I would really encourage you to try to be kind to yourself. Please don't let guilt eat away at you for something that you are not to blame for. You obviously love and care for her deeply - you have not let her down. Try not to fixate on what has happened, try to focus on what is important to you now and going forward.
This sounds like such a stressful situation, and I can see why you would feel terrible, though I don't think there is any reason for you to feel guilty. When I was a kid, a similar thing happened where one of my brother's friends accidentally kicked him in the hand, breaking his finger which required extensive OT treatment -- I'm guessing the friend felt terrible about it, and now I think about it, our mum probably did too. But there is just nothing you can do; kids play games and sometimes they just accidentally hit harder than they meant, or in the wrong place, or a kid falls and lands funny. (Of course, if the other child was bullying your daughter, that's another matter -- but also not your fault.)

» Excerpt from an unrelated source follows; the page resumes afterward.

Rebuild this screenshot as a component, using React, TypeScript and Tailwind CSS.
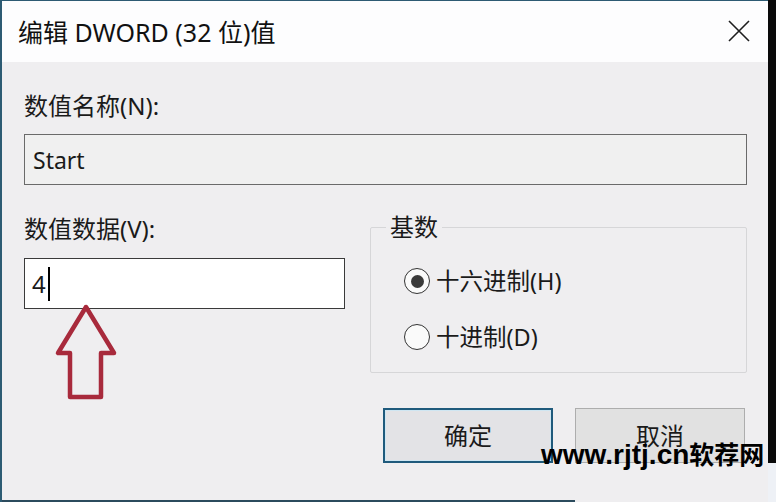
import React from "react";

const font = "font-['Noto_Sans','Noto_Sans_CJK_SC',sans-serif]";

function Radio({ checked, label }: { checked: boolean; label: string }) {
  return (
    <div className="flex items-center h-[28px]">
      <div className="w-[26px] h-[26px] rounded-full border-[1.5px] border-[#333] bg-[#fafafa] flex items-center justify-center">
        {checked && <div className="w-[13px] h-[13px] rounded-full bg-[#3a3a3a]" />}
      </div>
      <span className="ml-[6px] text-[23.5px] leading-[28px] text-[#1a1a1a]">{label}</span>
    </div>
  );
}

export default function App() {
  return (
    <div className={`relative w-[776px] h-[502px] overflow-hidden bg-[#eef1f6] flex ${font}`}>
      <div className="w-[768px] h-[502px] flex flex-col border-l-2 border-t border-[#2d5b73] bg-[#efeef0]">
        <div className="h-[61px] bg-[#fdfdfe] flex items-center justify-between pl-[16px] pr-[18px]">
          <span className="text-[25px] leading-[30px] text-[#111] mt-[1px]">编辑 DWORD (32 位)值</span>
          <svg width="22" height="22" viewBox="0 0 22 22" className="mt-[-1px]">
            <path d="M1 1 L21 21 M21 1 L1 21" stroke="#1e1e1e" strokeWidth="1.6" fill="none" />
          </svg>
        </div>
        <div className="flex-1 flex flex-col pl-[22px] pr-[21px] pt-[30px]">
          <div className="text-[24px] leading-[28px] text-[#1a1a1a]">数值名称(N):</div>
          <div className="mt-[14px] h-[51px] border-[1.5px] border-[#6a6a6a] bg-[#f0f0f0] flex items-center pl-[8px]">
            <span className="text-[23px] leading-[28px] text-[#1a1a1a]">Start</span>
          </div>
          <div className="mt-[30px] flex items-start">
            <div className="w-[321px] flex flex-col">
              <div className="text-[24px] leading-[28px] text-[#1a1a1a]">数值数据(V):</div>
              <div className="mt-[15px] h-[51px] border-[1.5px] border-[#3a3a3a] bg-white flex items-center pl-[7px]">
                <span className="text-[24px] leading-[28px] text-[#1a1a1a]">4</span>
                <div className="ml-[2px] w-[2px] h-[34px] bg-black" />
              </div>
            </div>
            <fieldset className="ml-[25px] w-[377px] h-[158px] border border-[#d6d6d8] rounded-[2px] pl-[33px]">
              <legend className="ml-[-18px] px-[4px] text-[24px] leading-[24px] text-[#1a1a1a]">基数</legend>
              <div className="pt-[28px] flex flex-col gap-[28px]">
                <Radio checked label="十六进制(H)" />
                <Radio checked={false} label="十进制(D)" />
              </div>
            </fieldset>
          </div>
          <div className="mt-[35px] flex justify-end gap-[22px] pr-[2px]">
            <div className="w-[170px] h-[55px] border-2 border-[#1f5a7c] bg-[#e3e3e6] flex items-center justify-center shadow-[inset_0_0_0_1px_#cfe6f2]">
              <span className="text-[24px] leading-[28px] text-[#1a1a1a]">确定</span>
            </div>
            <div className="w-[170px] h-[55px] border border-[#adadad] bg-[#e1e1e1] flex items-center justify-center">
              <span className="text-[24px] leading-[28px] text-[#1a1a1a]">取消</span>
            </div>
          </div>
        </div>
        <div className="w-[573px] h-[2px] bg-[#2b4b5d]" />
      </div>
      <div className="w-[8px] h-[463px] bg-[#0a0a0a]" />

      <svg className="absolute left-0 top-0 pointer-events-none" width="776" height="502" viewBox="0 0 776 502">
        <path
          d="M86 307 L58 353 L70 353 L70 397 L101 397 L101 353 L114 353 Z"
          fill="none"
          stroke="#a82a3c"
          strokeWidth="4.5"
          strokeLinejoin="round"
        />
      </svg>

      <div className="absolute left-[541px] top-[436px] flex items-baseline font-bold text-black leading-[34px]">
        <span className="font-['Liberation_Sans',sans-serif] text-[28px]">www.rjtj.cn</span>
        <span className="font-['Noto_Sans_CJK_SC',sans-serif] text-[25px]">软荐网</span>
      </div>
    </div>
  );
}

Re the x-rays, my friend is a physio and she once told me modern x-rays use a LOT less radiation than in the past -- something to do with more sensitive imaging technology meaning that less radiation is required to create the image, I think. Sort of like a higher-quality camera being able to take clear photos in much lower light conditions? I'm not quite sure of the technical details! But anyway, apparently they use much less radiation than in the past (which still wasn't an excessive amount, especially for just an arm). 🙂
Hello Tamu, thanks for coming to the site.
We have children to love, to raise and teach them about 'the good and the bad' that happens in a world, far beyond our control, to a certain extent, protect them in every way possible, but this is impossible when they're with other people, but when something happens away from us, we tend to blame ourselves.
This doesn't take away the love we have for them.